To be clear, the message of the Gospel of Jesus Christ definitely entails a transformation of ourselves and the world, now and in the future, such that we experience a change of emotions. If we and the world around us change, so too should the emotional signals change. As such, this will often times free us from the more distorting, debilitating, unhealthy versions of the various emotions we have, although this is not always the immediate case; sometimes a person who follows Jesus and has the Spirit will linger with a long-term battle against such debilitating feelings. But the Gospel of Jesus Christ isn’t about freeing us from certain emotions, even if it has that effect; it is about the redemption of the entire creation, our minds and bodies included. But, if we treat the Gospel as (pseduo-)therapy that counsels us to avoid certain emotions, our religiously-justified rules of emotional avoidance will leave us enslaved to the very same emotion, while becoming unaware and oblivious to its control the and to realities of the world around us that evoke these emotions; thus, we begin to get into the game of treating these emotions as evil and thus also treating those people, circumstances, and things that causes these feelings within us as somehow evil and bad.
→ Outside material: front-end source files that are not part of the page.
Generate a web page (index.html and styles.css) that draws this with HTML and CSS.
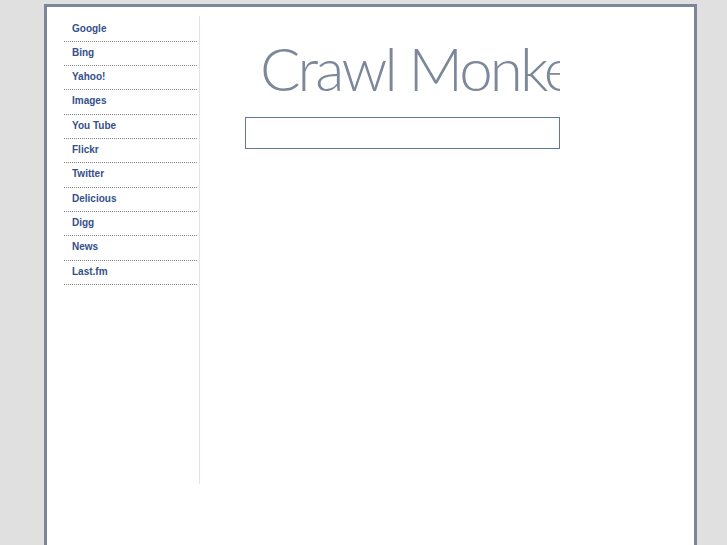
FILE: index.html
```html
<!DOCTYPE html>
<html>
<head>
<meta charset="utf-8">
<title>Crawl Monkey</title>
<link rel="stylesheet" href="styles.css">
</head>
<body>
<div class="page">
  <div class="layout">
    <ul class="menu">
      <li><a href="#">Google</a></li>
      <li><a href="#">Bing</a></li>
      <li><a href="#">Yahoo!</a></li>
      <li><a href="#">Images</a></li>
      <li><a href="#">You Tube</a></li>
      <li><a href="#">Flickr</a></li>
      <li><a href="#">Twitter</a></li>
      <li><a href="#">Delicious</a></li>
      <li><a href="#">Digg</a></li>
      <li><a href="#">News</a></li>
      <li><a href="#">Last.fm</a></li>
    </ul>
    <div class="main">
      <div class="logo">Crawl Monkey</div>
      <input class="search" type="text">
    </div>
  </div>
</div>
</body>
</html>
```

FILE: styles.css
```css
html, body {
  margin: 0;
  padding: 0;
  background: #e0e0e0;
}
.page {
  margin: 4px 0 0 44px;
  width: 647px;
  min-height: 600px;
  background: #fff;
  border: 3px solid #7d8698;
  box-sizing: content-box;
}
.layout {
  display: flex;
  padding: 9px 0 0 17px;
}
.menu {
  list-style: none;
  margin: 0;
  padding: 1.6px 2px 0 0;
  width: 133px;
  height: 466px;
  border-right: 1px solid #dce3f2;
}
.menu li {
  height: 23.3px;
  line-height: 22px;
  border-bottom: 1px dotted #8a8a8a;
}
.menu a {
  display: block;
  padding-left: 8px;
  font-family: "Liberation Sans", Arial, sans-serif;
  font-size: 10px;
  font-weight: bold;
  color: #34508a;
  text-decoration: none;
}
.main {
  padding: 17px 0 0 45px;
}
.logo {
  width: 300px;
  padding-left: 15px;
  overflow: hidden;
  white-space: nowrap;
  font-family: Lato, "Open Sans", sans-serif;
  font-weight: 300;
  font-size: 60px;
  letter-spacing: -2.8px;
  line-height: 70px;
  color: #7d879a;
}
.search {
  display: block;
  margin-top: 14px;
  width: 315px;
  height: 32px;
  box-sizing: border-box;
  border: 1px solid #64759a;
  padding: 0 4px;
  font-family: "Liberation Sans", Arial, sans-serif;
  outline: none;
}
```
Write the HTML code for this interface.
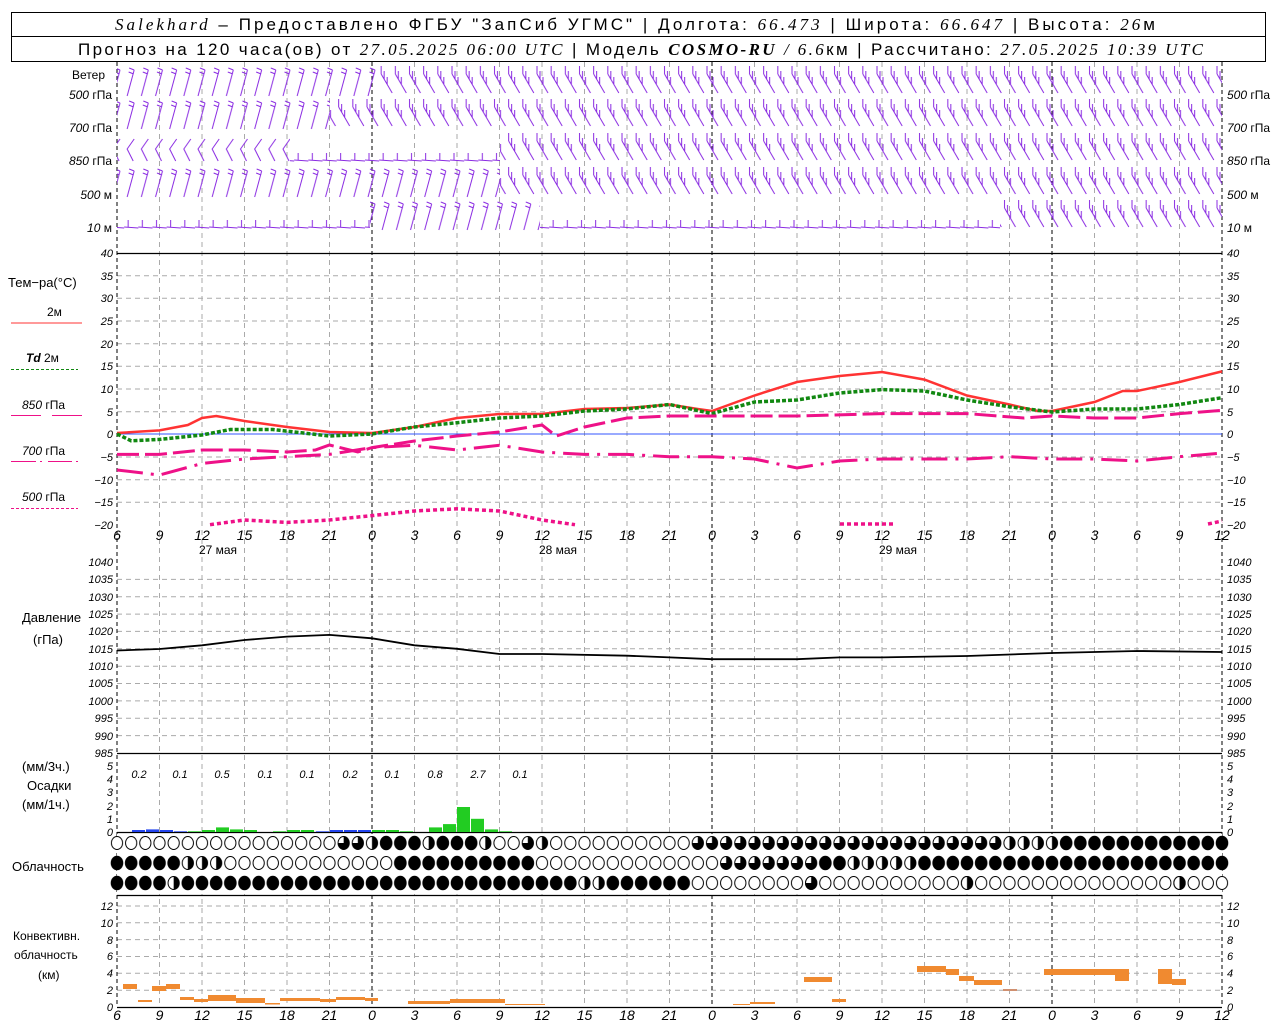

Our rules written up in an attempt to escape from pain will leave the problem lingering, put other people into pain as the problem lingers, and in some situations, this may lead to that pain rebounding back in a greater, more extreme form. But the story of Jesus Christ is not about avoiding the pain of these emotions, but it entails an openness to and acceptance of the reality of suffering, but with the faith that this form of suffering can lead us through the power of the Spirit into conformity to the very pattern of Jesus Christ. It is through this that we overcome the debilitation of toxic forms of emotion; it is through this that our emotions are changed to rightly fit the situation so that that we become molded to the character of Christ.